Assigning a number to a thing is no less a creative linguistic operation than giving it a name. The calculations we perform, on that number, tell us about the mathematical properties of that number.[2] They do not tell us anything about the artefact it signifies. This is easiest to see with an average: the average height of the passengers in this carriage tells us nothing about any single passenger’s height. Yet so much of the modern world measures against the average!

We say the average is an emergent property of the group, the the say that wetness is an emergent property of a group of water molecules. But is it?

We harvest information from artefacts, convert it into data, generalise it, manipulate it mathematically, and then apply it back to similar artefacts. A statistical method is legitimate if it applies to identical artefacts. We suppose it to be largely legitimate if it applies to similar artefacts.

Dice are not machined perfectly. But they are similar. The broad principles of probability apply to them generally, roughly.

But “similar” is a word, and therefore a value judgment. It exists in the domain of signifiers, not signified. We are similar in that we are all homo sapiens. But that similarity is not enough to draw conclusions about our breakfast preferences.

In the same way that we can calculate the probability of rolling consecutive sixes so, it seems, can we calculate the probability of rain tomorrow, a cut in stamp duty in the spring, or a thirty-point intraday drop in the NASDAQ.

This is depends on the artefacts being, in the first place, sufficiently and relevantly similar. The sides of a dice are, to a large degree. Clouds and weather patterns are, to a lesser degree. The conditions propelling the NASDAQ — humans — are not.

But we notice regularities in the behaviour of the market and we impute to them regularity all the same. And once we do this we can dispense with the messy, ineffable, incalculable domain of signifiers, and perform our operations in the clean, tidy, nomological world of signifiers. We move from the physical to the synthetic.

For numbers are alluring. They are under our control. They behave. They bend to the spreadsheet’s will. The spreadsheet’s will is our will.

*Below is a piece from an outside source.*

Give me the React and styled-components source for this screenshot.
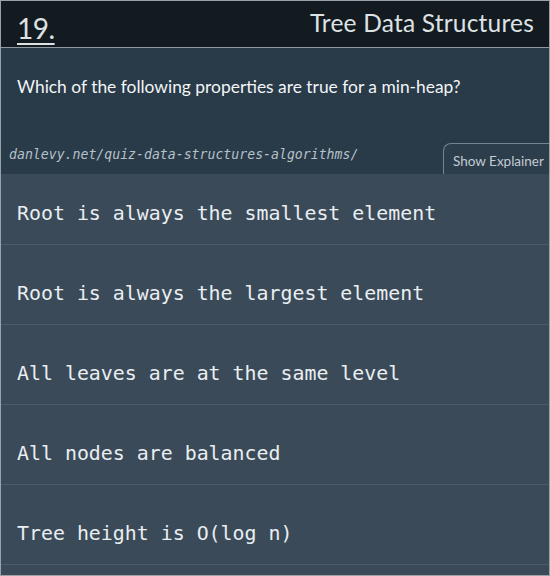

Except, as David Viniar’s immortal words remind us, the events these numbers represent — the territory for which they are a map — are wont to have other ideas.

“We were seeing things that were 25-standard deviation moves, several days in a row”[3]

Rolling dice are not like the stock market.

The map and the territory

Mr Viniar’s model, he hoped, would tell him something about the market’s behaviour. The model is the map, the market is the territory. We judge the success of a model by how close its prediction is to our subsequent lived experience. There is a natural dissonance: models are drawn from past experience, and that is singular, static and unalterable. It is dead. Our future experience is, as far as we know, none of these things.

You would not expect a “twenty-five sigma” day once in several lifetimes of the universe. Goldman’s model was in effect saying, this kind of event will not happen.

This would be the equivalent of all the molecules in a cup of tea spontaneously jumping to the right at the same moment. The molecules are bouncing around randomly — Brownian motion, right? — and so conceptually they could all jump left at once[4] but the sheer odds of every single atom doing so at once are so infinitesimally small that it would never happen in several billion lives of the universe. Neither the cup nor the tea in it would last that long, of course.

But that is the scale of likelihood of a twenty-five sigma event.

That Mr Viniar thought there were several such days in a row — in a market history measured in decades, not universe lifetimes — must mean the model was wrong.[5]

See also

References

  1. Note: the simulation hypothesis depends on these two domains being identical, because they are, for all intents, mathematically identical. This sleight of hand subtle enough to have eluded the notice of people as smart as Neil De Grasse Tyson.
  2. There is a sort of numerology about this. The letters in Adolf Hitler’s name, when divided by his mother’s birth month and multiplied by his father’s age at his birth add up to 666!! They don’t? Then that cannot be his real father!
  3. explaining why the vampire squid’s flagship hedge funds lost over a quarter of their value in a week, in 2008.
  4. it may be that, conceptually, they couldn't — Brownian motion depends on collisions. For all I know, this implies that half the molecules are jumping the other way.
  5. It was, for reasons we explore elsewhere.